* REQUEST: Gather from the material every line that contains the string "styles".

-- begin DATA EXTRACT --

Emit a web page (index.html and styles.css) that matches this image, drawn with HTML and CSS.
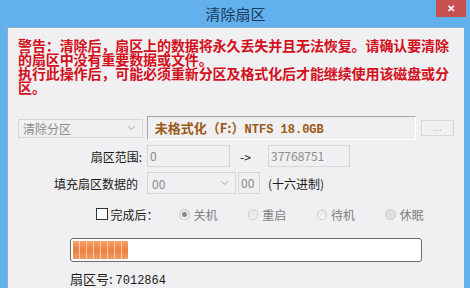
FILE: index.html
```html
<!DOCTYPE html>
<html lang="zh-CN">
<head>
  <meta charset="UTF-8">
  <title>清除扇区</title>
  <link rel="stylesheet" href="styles.css">
</head>
<body>
  <div class="window">
    <div class="titlebar">
      <span class="title">清除扇区</span>
      <button class="close">✕</button>
    </div>

    <div class="content">
      <p class="warning">警告：清除后，扇区上的数据将永久丢失并且无法恢复。请确认要清除的扇区中没有重要数据或文件。<br>执行此操作后，可能必须重新分区及格式化后才能继续使用该磁盘或分区。</p>

      <!-- target row -->
      <div class="row row-target">
        <div class="combo combo-mode">
          <span>清除分区</span>
          <svg class="arrow" width="9" height="6" viewBox="0 0 9 6"><path d="M1 1 L4.5 4.5 L8 1" fill="none" stroke="#c4c4c4" stroke-width="1.2"/></svg>
        </div>
        <div class="target">未格式化（F:）<span class="mono">NTFS 18.0GB</span></div>
        <button class="browse">...</button>
      </div>

      <div class="row">
        <label class="label">扇区范围:</label>
        <div class="input w-from">0</div>
        <span class="arrow-text">-&gt;</span>
        <div class="input w-to">37768751</div>
      </div>

      <div class="row">
        <label class="label label-fill">填充扇区数据的</label>
        <div class="combo combo-fill">
          <span>00</span>
          <svg class="arrow" width="9" height="6" viewBox="0 0 9 6"><path d="M1 1 L4.5 4.5 L8 1" fill="none" stroke="#c4c4c4" stroke-width="1.2"/></svg>
        </div>
        <div class="input w-hex">00</div>
        <span class="hint">(十六进制)</span>
      </div>

      <div class="row row-after">
        <span class="check"></span>
        <span class="after-label">完成后：</span>
        <span class="radio on"></span><span class="radio-text">关机</span>
        <span class="radio"></span><span class="radio-text">重启</span>
        <span class="radio"></span><span class="radio-text">待机</span>
        <span class="radio dim"></span><span class="radio-text">休眠</span>
      </div>

      <div class="progress">
        <div class="progress-fill" style="width: 55px"></div>
      </div>

      <div class="status">扇区号: <span class="num">7012864</span></div>
      <div class="status status-time">
        <span>已用时间:</span>
        <span class="remain">剩余时间:</span>
      </div>
    </div>
  </div>
</body>
</html>
```

FILE: styles.css
```css
* {
  margin: 0;
  padding: 0;
  box-sizing: border-box;
}

body {
  width: 470px;
  height: 288px;
  overflow: hidden;
  background-color: #62b1ec;
  font-family: "Noto Sans CJK SC", sans-serif;
  font-size: 12px;
  color: #1a1a1a;
}

.window {
  height: 288px;
  display: flex;
  flex-direction: column;
  padding: 0 6px 0 7px;
}

.titlebar {
  height: 27px;
  flex-shrink: 0;
  position: relative;
  display: flex;
  justify-content: center;
  align-items: center;
}

.title {
  font-size: 15px;
  line-height: 18px;
  color: #1d3a5c;
  margin-top: 1px;
}

.close {
  position: absolute;
  top: 0;
  right: -2px;
  width: 30px;
  height: 17px;
  border: none;
  background-color: #c75050;
  color: white;
  font-size: 10px;
  font-weight: bold;
  line-height: 17px;
}

.content {
  flex: 1;
  min-height: 0;
  overflow: hidden;
  background-color: #f0eff1;
  border-top: 1px solid #8fb0cc;
  border-left: 1px solid #8fb0cc;
  padding: 10px 10px 0 10px;
}

.warning {
  color: #d3101c;
  font-weight: bold;
  font-size: 14px;
  line-height: 14px;
  letter-spacing: -0.1px;
}

.row {
  display: flex;
  align-items: center;
}

.row-target {
  margin-top: 22px;
  height: 24px;
}

.combo {
  display: flex;
  align-items: center;
  justify-content: space-between;
  border: 1px solid #d6d6d6;
  color: #8c8c8c;
  padding: 0 6px 0 4px;
}

.combo-mode {
  width: 125px;
  height: 19px;
  font-size: 12px;
}

.target {
  margin-left: 4px;
  width: 270px;
  height: 24px;
  border-top: 1px solid #a6a6a6;
  border-left: 1px solid #a6a6a6;
  border-right: 1px solid #ffffff;
  border-bottom: 1px solid #ffffff;
  color: #9a5a17;
  font-weight: bold;
  font-size: 13px;
  line-height: 22px;
  padding-left: 7px;
}

.mono {
  font-family: "Liberation Mono", monospace;
  font-size: 12px;
}

.browse {
  margin-left: 5px;
  width: 33px;
  height: 16px;
  border: 1px solid #d8d8d8;
  background-color: #f0eff1;
  color: #b0b0b0;
  font-size: 10px;
  line-height: 10px;
}

.row + .row {
  margin-top: 5px;
}

.label {
  width: 125px;
  text-align: right;
  padding-right: 1px;
}

.label-fill {
  padding-right: 5px;
}

.input {
  height: 22px;
  border: 1px solid #d6d6d6;
  color: #8c8c8c;
  line-height: 20px;
  padding-left: 2px;
  margin-left: 4px;
}

.w-from {
  width: 83px;
}

.w-to {
  width: 82px;
  margin-left: 13px;
}

.w-hex {
  width: 22px;
  margin-left: 2px;
}

.arrow-text {
  margin-left: 10px;
  width: 15px;
}

.combo-fill {
  width: 89px;
  height: 22px;
  margin-left: 4px;
}

.hint {
  margin-left: 8px;
}

.row.row-after {
  margin-top: 13px;
  height: 14px;
}

.check {
  width: 12px;
  height: 12px;
  border: 1px solid #333;
  background-color: white;
  margin-left: 78px;
}

.after-label {
  margin-left: 3px;
  width: 72px;
}

.radio {
  width: 11px;
  height: 11px;
  border-radius: 50%;
  border: 1px solid #cfcfcf;
  background: linear-gradient(#e4e4e4, #f4f4f4);
  position: relative;
  margin-right: 4px;
}

.radio.on::after {
  content: "";
  position: absolute;
  left: 2px;
  top: 2px;
  width: 5px;
  height: 5px;
  border-radius: 50%;
  background-color: #8a8a8a;
}

.radio.dim {
  background: #dedede;
}

.radio-text {
  color: #7e7e7e;
  width: 57px;
}

.progress {
  margin: 17px 0 0 52px;
  width: 352px;
  height: 24px;
  border: 1px solid #6b6b6b;
  border-radius: 3px;
  background-color: white;
  padding: 2px 2px;
}

.progress-fill {
  height: 100%;
  border-radius: 1px;
  background:
    repeating-linear-gradient(90deg, transparent 0 6px, rgba(255, 255, 255, 0.55) 6px 7px),
    linear-gradient(#f6a36f, #ec7f3c 50%, #f29a62);
}

.status {
  margin-left: 52px;
  margin-top: 10px;
  font-size: 13px;
  line-height: 14px;
}

.num {
  font-family: "Liberation Mono", monospace;
  font-size: 12px;
}

.status-time {
  margin-top: 1px;
  display: flex;
}

.remain {
  margin-left: 68px;
}
```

-- end DATA EXTRACT --

* FINISHED TASK:
Emit a web page (index.html and styles.css) that matches this image, drawn with HTML and CSS.
  <link rel="stylesheet" href="styles.css">
FILE: styles.css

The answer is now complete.